Wenn das alles vorbei sein wird, wie könnten sie sich Gaza dann vorstellen?

Ein Gaza aus Sand. Ein langer Streifen Sand. Denn alles wurde zerstört. Kein Gebäude, keine Schule, kein Krankenhaus hat der Raserei der Bombardierungen standgehalten. Die Energie-, Gas-, Wasserversorgung: alles ist zerstört. Man muss mit dem Wiederaufbau bei Null anfangen. Dabei wissen wir überhaupt nicht, wer sich entschließen wird, in dieser Wüste aus Ruinen zu bleiben.
Viele haben Hoffnung und Vertrauen verloren und werden weggehen. Ja, sie wären schon längst gegangen, wenn das möglich gewesen wäre.

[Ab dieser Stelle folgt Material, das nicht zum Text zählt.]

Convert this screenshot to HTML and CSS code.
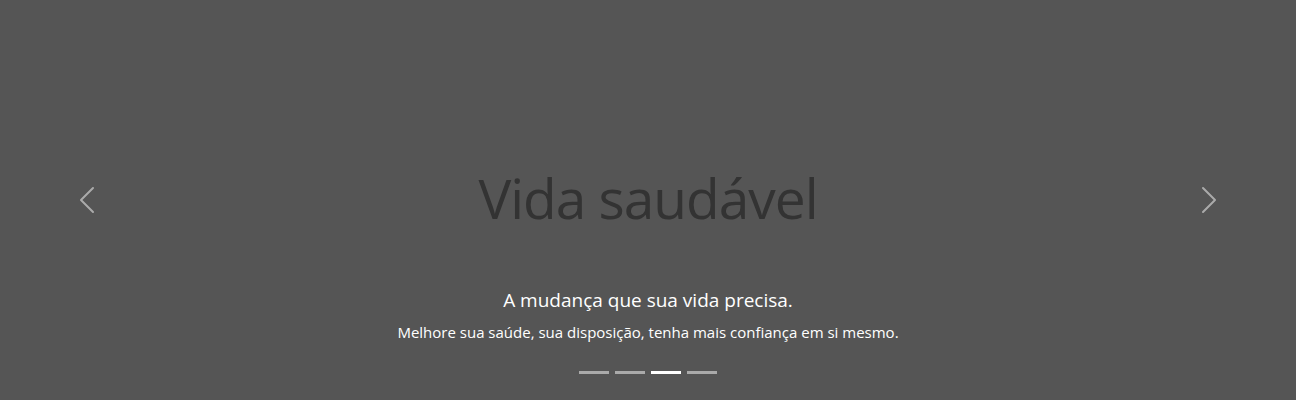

Wie wird das österliche Triduum in Gaza gefeiert?

Auch wenn wir jetzt die tragischsten Tage in der gesamten Geschichte des Gaza-Streifens erleben, werden die Liturgiefeiern wie gewohnt stattfinden, und wir haben sie auch mit mehr Hingabe vorbereitet als in den vergangenen Jahren. Sicherlich werden wir keinen Kreuzweg unter freiem Himmel abhalten können wie sonst. Und es ist unnötig zu erwähnen, dass zum Festessen an Ostern kein Fleisch auf den Tisch kommen wird. Ein Kilo Fleisch kostet 100 Dollar … Zum Fest des heiligen Josef, der der Patron unserer Kirche ist, weil er auf der Flucht nach Ägypten durch Gaza kam, haben wir, wie es unserer Tradition entspricht, mit Bohnen gefeiert. Jetzt ist es uns gelungen, wenn auch zu einem sehr hohen Preis, Eier zu kaufen, so dass wir jeder Familie zwei, drei Eier geben und den Kindern ein buntes Ei schenken können. Die Liturgie und die Gesänge werden so sein wie immer. Denn trotz all dieser Verzweiflung ist Christus auferstanden. Christus ist auferstanden und er ist hier bei uns.

Und dann haben wir mitten in so viel Not und Leid als Gemeinschaft auch ein Privileg: Es sind die Fürsorge, die Güte, die der Heilige Vater uns entgegenbringt, der uns jeden Abend um 20 Uhr anruft. Er fragt uns, wie es uns geht, zeigt uns seine Nähe, seine Sorge, sein Gebet, seinen Segen, seine Liebe zu diesen armen Menschen, sein Einsatz, damit dieser absurde Krieg bald zu Ende ist. Ich möchte ihm für seine Freundlichkeit danken und ihm hier in dieser Zeitung gesegnete Ostern wünschen. Christus ist auferstanden. Und wir werden mit ihm auferstehen!